Secara harfiyah khusu’ memiliki bebarapa arti; Di antaranya khusu’ berarti diam dan tenang. Arti lain adalah mengarahkan hati sepenuhnya kepada sesuatu atau kosentrasi penuh terhadap sesuatu dan mengabaikan yang selainnya.
Sementara itu, para ulama telah mencoba memberikan definisi khusu’ menurut sudut pandang ilmu masing-masing. Para fuqaha’ memberikan pengertian khusu’, yaitu rasa takut seseorang jangan sampai shalat yang dikerjakannya ditolak oleh Allah swt, yang ditandai dengan tertunduknya pandangan mata ke tempat sujud. Para fuqaha’ memberikan beberapa indikasi khusu’ dengan memelihara gerak diluar gerak shalat, seperti tidak menguap, menoleh ke kiri dan kanan, menggerak-gerakan jari tangan, memandang ke atas tetapi ke bawah.
Pengertian khusu’ seperti ini didasarkan kepada hadits Rasulullah saw yang diriwayatkan oleh Ibn Majah menyebutkan, bahwa suatu ketika Rasullah saw lewat di dekat sahabat yang sedang mengerjakan shalat. Kemudian sahabat tersebut memegang jenggutnya, maka Rasulullah bersabda “Jika dia khusu’ maka tangannya juga khusu’ (tidak bergerak).”
Sementara itu, kelompok sufi memberikan definisi khusu’ yaitu menghadirkan Allah atau kebesaran-Nya di dalam benak dan hati orang yang shalat, sehingga dia larut bersama Allah atau bersama kebesaran-Nya dan tidak menyadari keadaan di sekitarnya.

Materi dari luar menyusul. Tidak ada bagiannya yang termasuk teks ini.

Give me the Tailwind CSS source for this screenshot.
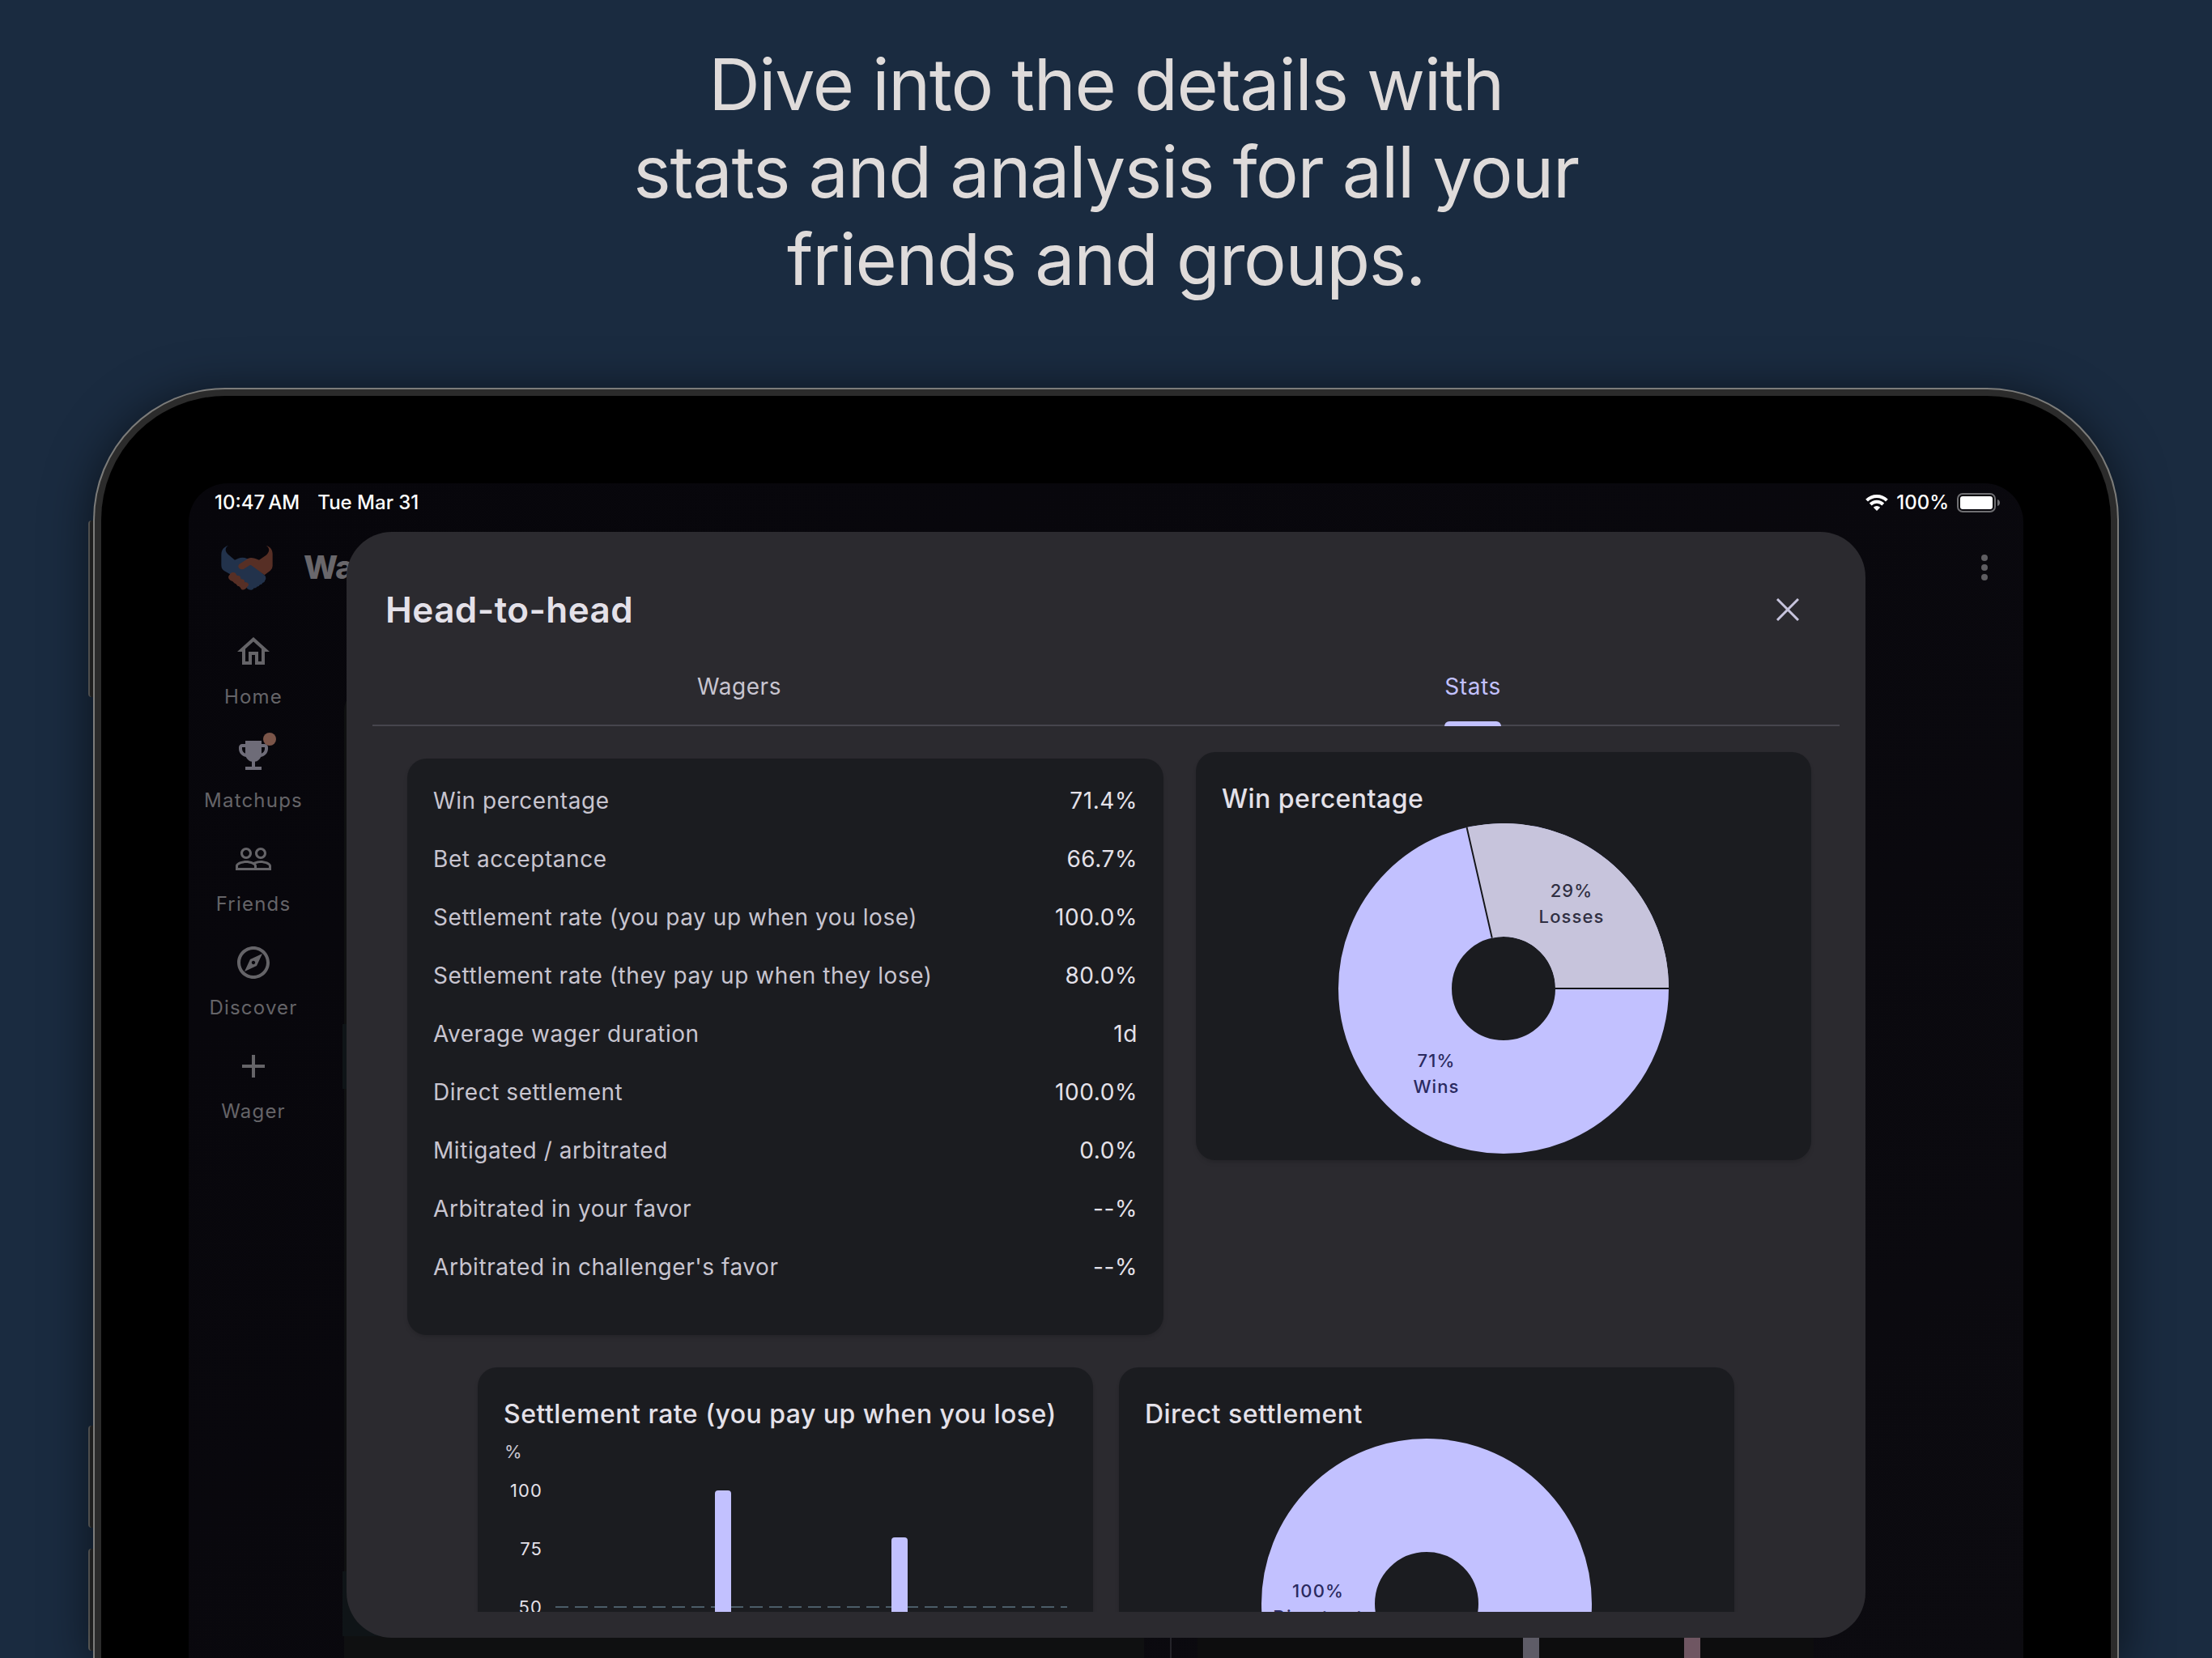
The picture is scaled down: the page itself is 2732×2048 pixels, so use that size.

Pengertian khusu’ seperti ini didasarkan surat al-Ankabut [29]: 45, “…Sesungguhnya shalat itu mencegah dari (perbuatan- perbuatan) keji dan mungkar…”. Seseorang hanya bisa terhindar dari perbuatan keji dan mungkar jika dia selalu menghadirkan Allah dan kebesaran-Nya dalam setiap gerak langkahnya, tentu saja termasuk dalam shalatnya.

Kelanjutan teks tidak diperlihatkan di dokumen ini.